RC adoption agency continues fight for survival

England’s last remaining Roman Catholic adoption agency is taking its long-running legal battle into its eighth stage.

It is fighting to preserve its religious ethos by providing adoption services to married couples, but it is threatened by discrimination laws on sexual orientation.

In April the Charity Tribunal ruled that Catholic Care must be willing to provide adoption services to homosexual couples.


But now its lawyers say the ruling contains several errors of law and it has lodged an appeal.

Of the eleven Roman Catholic adoption agencies operating in England and Wales in 2007, Catholic Care is the only one which has not yet closed down or dropped its religious ethos because of sexual orientation laws.

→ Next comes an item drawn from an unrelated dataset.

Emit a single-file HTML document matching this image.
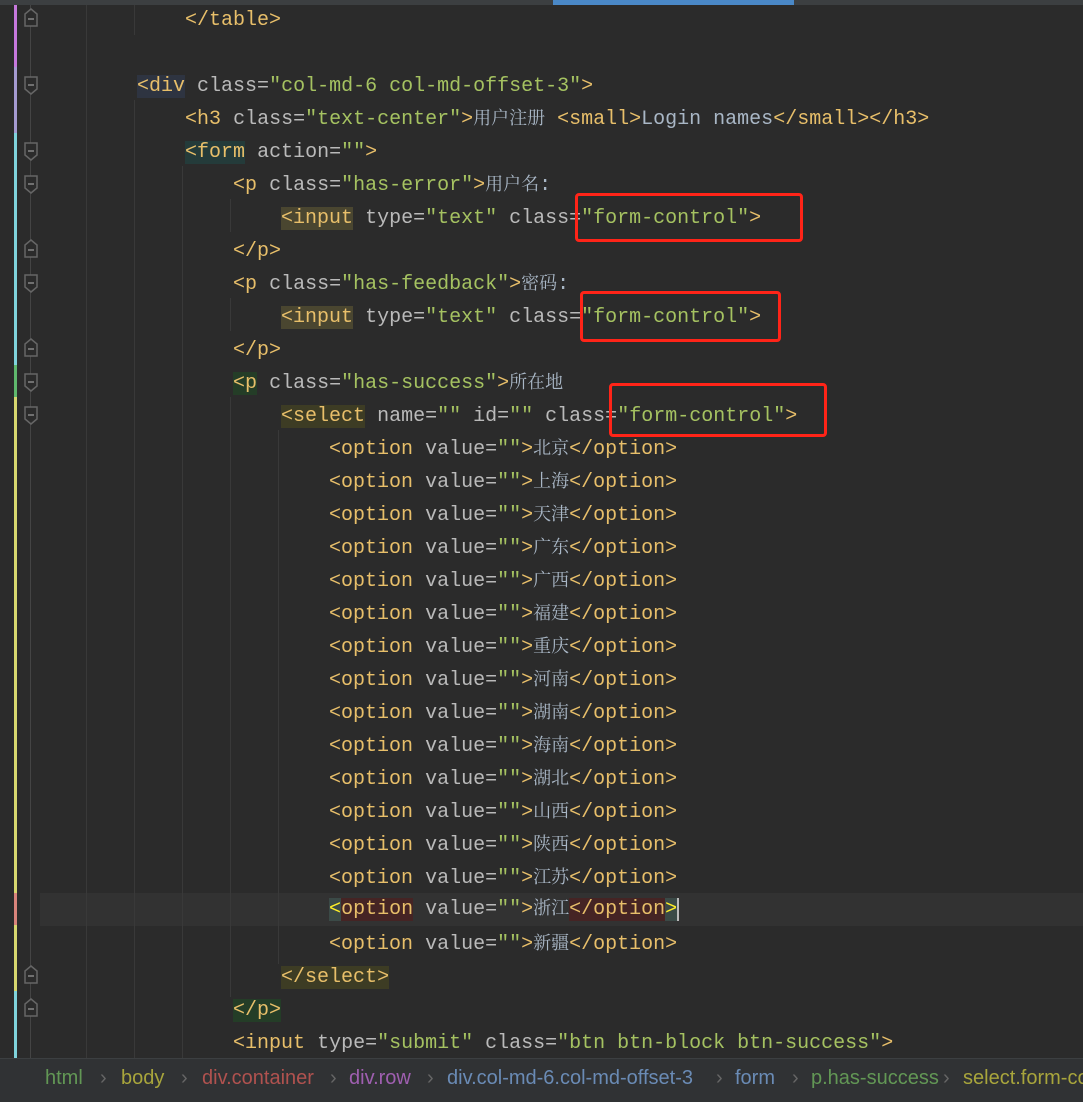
<!DOCTYPE html>
<html><head><meta charset="utf-8"><style>
body{margin:0;width:1083px;height:1101px;background:#2b2b2b;overflow:hidden;position:relative;font-family:"Liberation Mono","Noto Sans CJK SC",monospace;}
.w{position:absolute;left:0;top:2px;width:1083px;height:1056px}
.l{position:absolute;left:41px;height:33px;line-height:33px;font-size:20px;white-space:pre;color:#a9b7c6;overflow:hidden}
.t{color:#e8bf6a}.a{color:#bababa}.s{color:#a5c261}.c{font-family:"Noto Serif CJK SC","Noto Sans CJK SC",serif;font-size:18px;color:#a9b7c6;line-height:0}
.g{position:absolute;width:1px;background:#393939}
.box{position:absolute;border:3px solid #ff2418;border-radius:4px}
.bc{position:absolute;top:1058px;left:0;width:1083px;height:43px;background:#303234;border-top:1px solid #3c3f41;font-family:"Liberation Sans",sans-serif;font-size:20px;line-height:38px;white-space:nowrap;overflow:hidden}
.bc span{position:absolute}
.sep{color:#666}
</style></head><body>
<div style="position:absolute;top:0;left:0;width:1083px;height:5px;background:#3c3f41"></div>
<div style="position:absolute;top:0;left:553px;width:241px;height:5px;background:#4a88c7"></div>
<div style="position:absolute;top:893px;left:40px;width:1043px;height:33px;background:#323232"></div>
<div style="position:absolute;left:14px;top:5px;width:3px;height:62px;background:#c678dd"></div>
<div style="position:absolute;left:14px;top:67px;width:3px;height:66px;background:#a59bd1"></div>
<div style="position:absolute;left:14px;top:133px;width:3px;height:232px;background:#7fd3dc"></div>
<div style="position:absolute;left:14px;top:365px;width:3px;height:32px;background:#5fb86d"></div>
<div style="position:absolute;left:14px;top:397px;width:3px;height:496px;background:#d7d76f"></div>
<div style="position:absolute;left:14px;top:893px;width:3px;height:32px;background:#d9847c"></div>
<div style="position:absolute;left:14px;top:925px;width:3px;height:66px;background:#d7d76f"></div>
<div style="position:absolute;left:14px;top:991px;width:3px;height:67px;background:#7fd3dc"></div>
<div class="g" style="left:30px;top:5px;height:1053px;background:#444"></div>
<svg style="position:absolute;left:0;top:0" width="60" height="1058">
<g fill="#2b2b2b" stroke="#666" stroke-width="1.5">
<path d="M25 26V14l6-5 6 5v12z"/><path d="M25 77v12l6 5 6-5V77z"/><path d="M25 143v12l6 5 6-5v-12z"/><path d="M25 176v12l6 5 6-5v-12z"/>
<path d="M25 257v-12l6-5 6 5v12z"/><path d="M25 275v12l6 5 6-5v-12z"/><path d="M25 356v-12l6-5 6 5v12z"/><path d="M25 374v12l6 5 6-5v-12z"/><path d="M25 407v12l6 5 6-5v-12z"/>
<path d="M25 983v-12l6-5 6 5v12z"/><path d="M25 1016v-12l6-5 6 5v12z"/>
</g>
<g stroke="#888" stroke-width="1.5"><path d="M28 19h6M28 85h6M28 151h6M28 184h6M28 250h6M28 283h6M28 349h6M28 382h6M28 415h6M28 976h6M28 1009h6"/></g>
</svg>
<div class="g" style="left:86px;top:5px;height:1053px"></div>
<div class="g" style="left:134px;top:5px;height:30px"></div>
<div class="g" style="left:134px;top:100px;height:958px"></div>
<div class="g" style="left:182px;top:166px;height:892px"></div>
<div class="g" style="left:230px;top:199px;height:33px"></div>
<div class="g" style="left:230px;top:298px;height:33px"></div>
<div class="g" style="left:230px;top:397px;height:600px"></div>
<div class="g" style="left:278px;top:430px;height:534px"></div>
<div class="w">
<div class="l" style="top:2px">            <span class="t">&lt;/table&gt;</span></div>
<div class="l" style="top:68px">        <span class="t" style="background:#2e3441">&lt;div</span> <span class="a">class=</span><span class="s">"col-md-6 col-md-offset-3"</span><span class="t">&gt;</span></div>
<div class="l" style="top:101px">            <span class="t">&lt;h3</span> <span class="a">class=</span><span class="s">"text-center"</span><span class="t">&gt;</span><span class="c">用户注册</span> <span class="t">&lt;small&gt;</span>Login names<span class="t">&lt;/small&gt;&lt;/h3&gt;</span></div>
<div class="l" style="top:134px">            <span class="t" style="background:#243b3a">&lt;form</span> <span class="a">action=</span><span class="s">""</span><span class="t">&gt;</span></div>
<div class="l" style="top:167px">                <span class="t">&lt;p</span> <span class="a">class=</span><span class="s">"has-error"</span><span class="t">&gt;</span><span class="c">用户名</span>:</div>
<div class="l" style="top:200px">                    <span class="t" style="background:#4a4630">&lt;input</span> <span class="a">type=</span><span class="s">"text"</span> <span class="a">class=</span><span class="s">"form-control"</span><span class="t">&gt;</span></div>
<div class="l" style="top:233px">                <span class="t">&lt;/p&gt;</span></div>
<div class="l" style="top:266px">                <span class="t">&lt;p</span> <span class="a">class=</span><span class="s">"has-feedback"</span><span class="t">&gt;</span><span class="c">密码</span>:</div>
<div class="l" style="top:299px">                    <span class="t" style="background:#4a4630">&lt;input</span> <span class="a">type=</span><span class="s">"text"</span> <span class="a">class=</span><span class="s">"form-control"</span><span class="t">&gt;</span></div>
<div class="l" style="top:332px">                <span class="t">&lt;/p&gt;</span></div>
<div class="l" style="top:365px">                <span class="t" style="background:#243d27">&lt;p</span> <span class="a">class=</span><span class="s">"has-success"</span><span class="t">&gt;</span><span class="c">所在地</span></div>
<div class="l" style="top:398px">                    <span class="t" style="background:#3d3c24">&lt;select</span> <span class="a">name=</span><span class="s">""</span> <span class="a">id=</span><span class="s">""</span> <span class="a">class=</span><span class="s">"form-control"</span><span class="t">&gt;</span></div>
<div class="l" style="top:431px">                        <span class="t">&lt;option</span> <span class="a">value=</span><span class="s">""</span><span class="t">&gt;</span><span class="c">北京</span><span class="t">&lt;/option&gt;</span></div>
<div class="l" style="top:464px">                        <span class="t">&lt;option</span> <span class="a">value=</span><span class="s">""</span><span class="t">&gt;</span><span class="c">上海</span><span class="t">&lt;/option&gt;</span></div>
<div class="l" style="top:497px">                        <span class="t">&lt;option</span> <span class="a">value=</span><span class="s">""</span><span class="t">&gt;</span><span class="c">天津</span><span class="t">&lt;/option&gt;</span></div>
<div class="l" style="top:530px">                        <span class="t">&lt;option</span> <span class="a">value=</span><span class="s">""</span><span class="t">&gt;</span><span class="c">广东</span><span class="t">&lt;/option&gt;</span></div>
<div class="l" style="top:563px">                        <span class="t">&lt;option</span> <span class="a">value=</span><span class="s">""</span><span class="t">&gt;</span><span class="c">广西</span><span class="t">&lt;/option&gt;</span></div>
<div class="l" style="top:596px">                        <span class="t">&lt;option</span> <span class="a">value=</span><span class="s">""</span><span class="t">&gt;</span><span class="c">福建</span><span class="t">&lt;/option&gt;</span></div>
<div class="l" style="top:629px">                        <span class="t">&lt;option</span> <span class="a">value=</span><span class="s">""</span><span class="t">&gt;</span><span class="c">重庆</span><span class="t">&lt;/option&gt;</span></div>
<div class="l" style="top:662px">                        <span class="t">&lt;option</span> <span class="a">value=</span><span class="s">""</span><span class="t">&gt;</span><span class="c">河南</span><span class="t">&lt;/option&gt;</span></div>
<div class="l" style="top:695px">                        <span class="t">&lt;option</span> <span class="a">value=</span><span class="s">""</span><span class="t">&gt;</span><span class="c">湖南</span><span class="t">&lt;/option&gt;</span></div>
<div class="l" style="top:728px">                        <span class="t">&lt;option</span> <span class="a">value=</span><span class="s">""</span><span class="t">&gt;</span><span class="c">海南</span><span class="t">&lt;/option&gt;</span></div>
<div class="l" style="top:761px">                        <span class="t">&lt;option</span> <span class="a">value=</span><span class="s">""</span><span class="t">&gt;</span><span class="c">湖北</span><span class="t">&lt;/option&gt;</span></div>
<div class="l" style="top:794px">                        <span class="t">&lt;option</span> <span class="a">value=</span><span class="s">""</span><span class="t">&gt;</span><span class="c">山西</span><span class="t">&lt;/option&gt;</span></div>
<div class="l" style="top:827px">                        <span class="t">&lt;option</span> <span class="a">value=</span><span class="s">""</span><span class="t">&gt;</span><span class="c">陕西</span><span class="t">&lt;/option&gt;</span></div>
<div class="l" style="top:860px">                        <span class="t">&lt;option</span> <span class="a">value=</span><span class="s">""</span><span class="t">&gt;</span><span class="c">江苏</span><span class="t">&lt;/option&gt;</span></div>
<div class="l" style="top:891px">                        <span class="t" style="background:#3b4a47;color:#ffef28">&lt;</span><span class="t" style="background:#452424">option</span> <span class="a">value=</span><span class="s">""</span><span class="t">&gt;</span><span class="c">浙江</span><span class="t" style="background:#452424">&lt;/option</span><span class="t" style="background:#3b4a47;color:#ffef28">&gt;</span><span style="border-left:2px solid #bbb"></span></div>
<div class="l" style="top:926px">                        <span class="t">&lt;option</span> <span class="a">value=</span><span class="s">""</span><span class="t">&gt;</span><span class="c">新疆</span><span class="t">&lt;/option&gt;</span></div>
<div class="l" style="top:959px">                    <span class="t" style="background:#3d3c24">&lt;/select&gt;</span></div>
<div class="l" style="top:992px">                <span class="t" style="background:#243d27">&lt;/p&gt;</span></div>
<div class="l" style="top:1025px">                <span class="t">&lt;input</span> <span class="a">type=</span><span class="s">"submit"</span> <span class="a">class=</span><span class="s">"btn btn-block btn-success"</span><span class="t">&gt;</span></div>
</div>
<div class="box" style="left:575px;top:193px;width:222px;height:43px"></div>
<div class="box" style="left:580px;top:291px;width:195px;height:45px"></div>
<div class="box" style="left:609px;top:383px;width:212px;height:48px"></div>

<div class="bc">
<span style="left:45px;color:#629755">html</span><span class="sep" style="left:100px">›</span>
<span style="left:121px;color:#a8a53c">body</span><span class="sep" style="left:181px">›</span>
<span style="left:202px;color:#b0524f">div.container</span><span class="sep" style="left:330px">›</span>
<span style="left:349px;color:#9f5fb0">div.row</span><span class="sep" style="left:427px">›</span>
<span style="left:447px;color:#6a8bb5">div.col-md-6.col-md-offset-3</span><span class="sep" style="left:716px">›</span>
<span style="left:735px;color:#6a8bb5">form</span><span class="sep" style="left:792px">›</span>
<span style="left:811px;color:#629755">p.has-success</span><span class="sep" style="left:943px">›</span>
<span style="left:963px;color:#a8a53c">select.form-control</span>
</div>
</body></html>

It has received hundreds of letters expressing support for its position, Benjamin James from legal group Bircham Dyson Bell said.

Mr James added that Catholic Care believed it was right to appeal again because of a number of problems in April’s ruling. If the request for an appeal is successful the case will be in its eighth stage.

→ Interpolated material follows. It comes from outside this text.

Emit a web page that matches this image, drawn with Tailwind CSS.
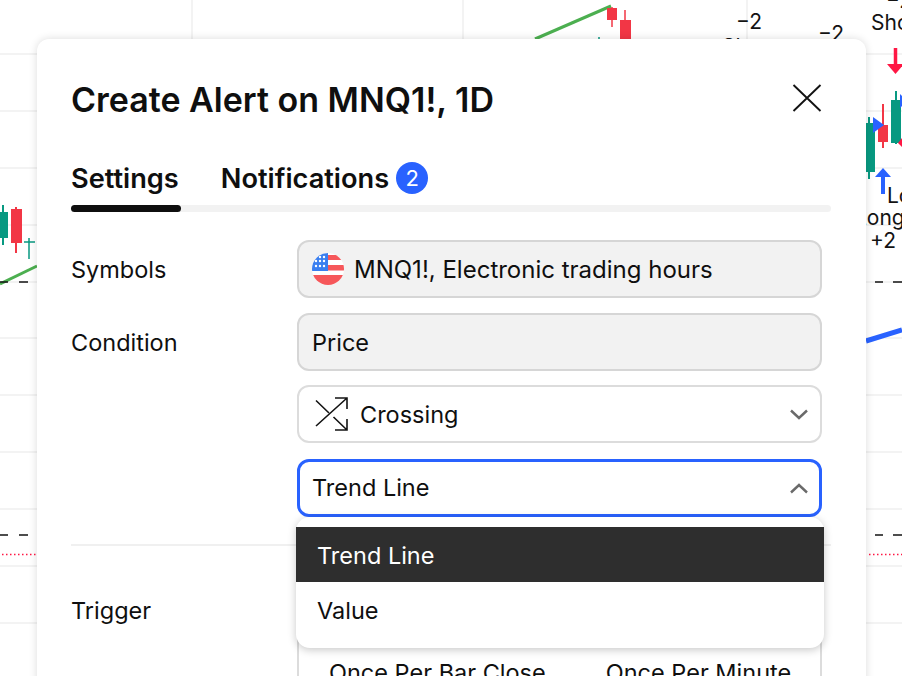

He commented that the charity’s trustees had given a lot of thought to the cost involved.

“They are very conscious of the charity’s money and of the work they do with children”, Mr James commented. But having spoken to financial supporters, the trustees “realised they won’t have any money to do anything with children if they let this go”, Mr James said.

Responding to the April ruling, the Roman Catholic Bishop of Leeds Arthur Roche said the charity was “very disappointed”.

He continued: “It is unfortunate that those who will suffer as a consequence of this ruling will be the most vulnerable children for whom Catholic Care has provided an excellent service for many years.”


Catholic Care upholds the Roman Catholic Church’s teaching on marriage when placing children for adoption with couples.

But opponents of the policy claim it is acting unlawfully by not considering homosexual couples.

However, the law gives some charities the right to restrict their services to one sexual orientation group. A charity can do this if it is attempting to act within its stated aims as set out in its trust deed.